The core idea is that instead of training the small model on a dataset of correct answers, you train it on the large model's outputs: specifically, the probability distributions the large model computes over every possible next word.
When a model completes the prompt "The weather today is," it computes a probability for every word in its vocabulary before selecting one. "Beautiful" gets 28%. "Warm" gets 19%. "Nice" gets 14%. "Terrible" gets 5%. That ranking reflects which words are interchangeable, which are related, and which don't belong at all.

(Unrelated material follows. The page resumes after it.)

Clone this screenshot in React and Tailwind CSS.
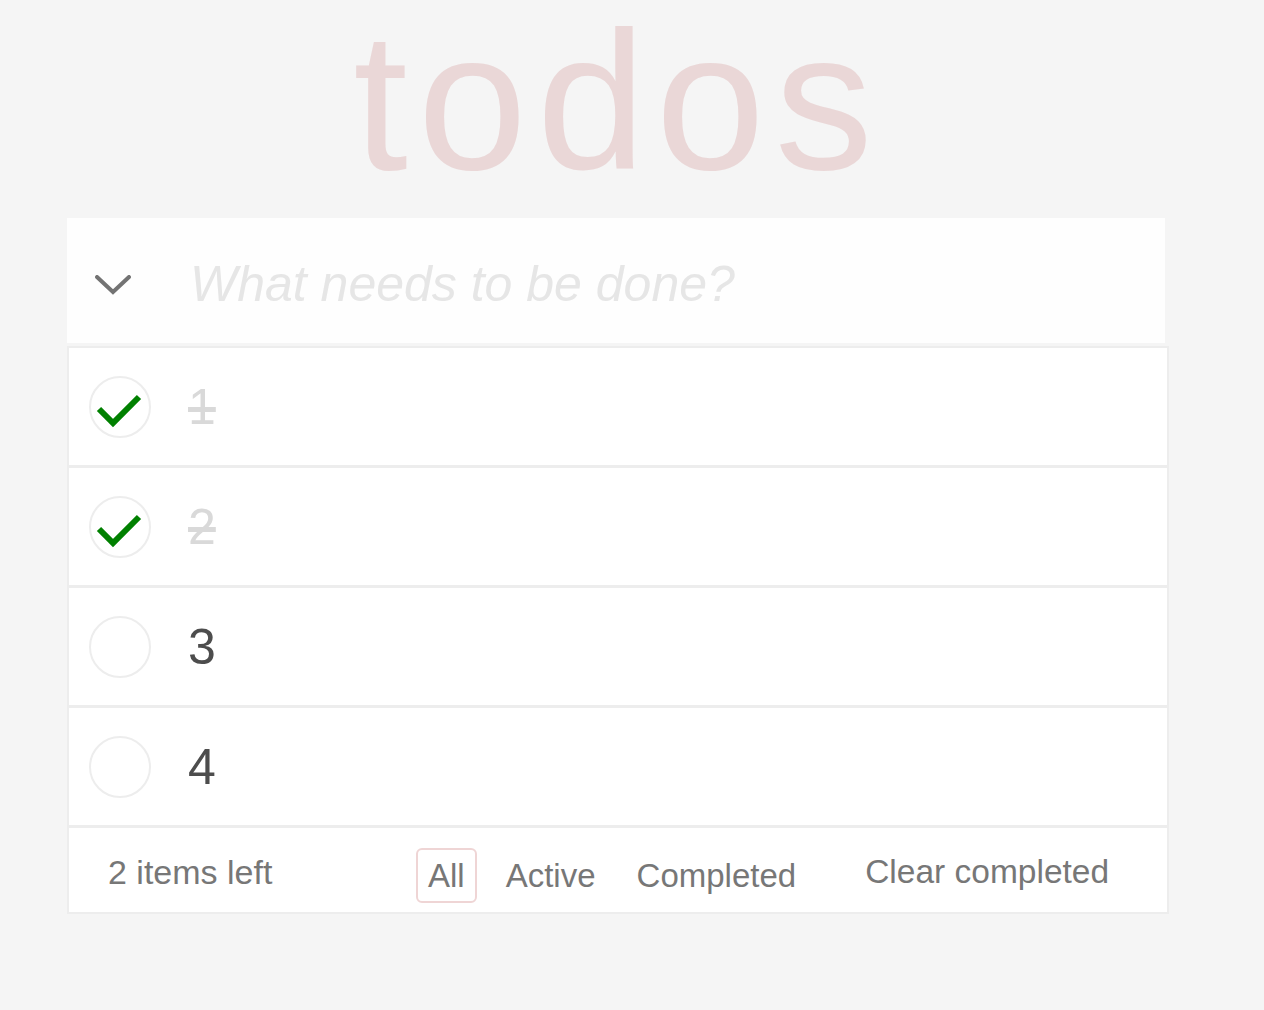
import React from 'react';

const todos = [
  { id: 1, title: '1', completed: true },
  { id: 2, title: '2', completed: true },
  { id: 3, title: '3', completed: false },
  { id: 4, title: '4', completed: false },
];

const CheckCircle = ({ checked }) => (
  <div className="w-[62px] h-[62px] shrink-0 rounded-full border-2 border-[#ededed]">
    {checked && (
      <svg width="58" height="58" viewBox="0 0 58 58" fill="none">
        <path d="M8 31 L22 45 L48 19" stroke="#008000" strokeWidth="6" />
      </svg>
    )}
  </div>
);

const TodoItem = ({ todo }) => (
  <li className="h-[120px] flex items-center pl-[20px] border-b-[3px] border-[#ededed] bg-white">
    <CheckCircle checked={todo.completed} />
    <span
      className={`ml-[37px] text-[50px] leading-none ${
        todo.completed ? 'text-[#d9d9d9] line-through' : 'text-[#4d4d4d]'
      }`}
    >
      {todo.title}
    </span>
  </li>
);

export default function App() {
  return (
    <div className="min-h-[1010px] bg-[#f5f5f5] pl-[67px] font-['Liberation_Sans',Arial,sans-serif]">
      <div className="w-[1102px]">
        {/* Header */}
        <h1 className="text-center text-[196px] tracking-[10px] leading-[204px] text-[#ead7d7] mb-[14px]">todos</h1>

        {/* New todo */}
        <div className="mr-[4px] h-[125px] bg-[#fefefe] flex items-center">
          <svg className="ml-[28px] mt-[9px]" width="36" height="20" viewBox="0 0 36 20" fill="none">
            <path d="M2 2 L18 17 L34 2" stroke="#737373" strokeWidth="4" strokeLinecap="round" />
          </svg>
          <span className="ml-[59px] mt-[6px] text-[50px] italic text-[#e6e6e6] leading-none">
            What needs to be done?
          </span>
        </div>

        {/* List */}
        <div className="mt-[3px] border-2 border-[#ededed] bg-white">
          <ul>
            {todos.map((todo) => (
              <TodoItem key={todo.id} todo={todo} />
            ))}
          </ul>

          {/* Footer */}
          <div className="h-[84px] flex items-center pl-[39px] pt-[3px] text-[34px] text-[#777] leading-none">
            <span className="w-[308px]">2 items left</span>
            <ul className="flex gap-[17px] mt-[7px] text-[33px]">
              <li className="border-2 border-[#efd5d5] rounded-[6px] px-[10px] py-[9px]">All</li>
              <li className="border-2 border-transparent rounded-[6px] px-[10px] py-[9px]">Active</li>
              <li className="border-2 border-transparent rounded-[6px] px-[10px] py-[9px]">Completed</li>
            </ul>
            <span className="ml-[57px] text-[33.5px]">Clear completed</span>
          </div>
        </div>
      </div>
    </div>
  );
}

If you train a small model on just the final answers, all it learns is which word was picked. The full ranking, the relationships between alternatives, all of that is thrown away. Training the small model to match the big model's probability distributions instead means it inherits that structure. It learns that "warm" and "nice" are reasonable alternatives to "beautiful," and that "car" is not. That structural knowledge is what makes a distilled model better than one trained from scratch at the same size.
In practice, a small model trained normally might score 85% on a benchmark, while the same architecture distilled from a larger teacher hits 92% without any increase in size or inference cost.
Distillation is why small models are improving so quickly: they inherit what a larger model spent enormous compute learning from raw data, without needing that compute themselves.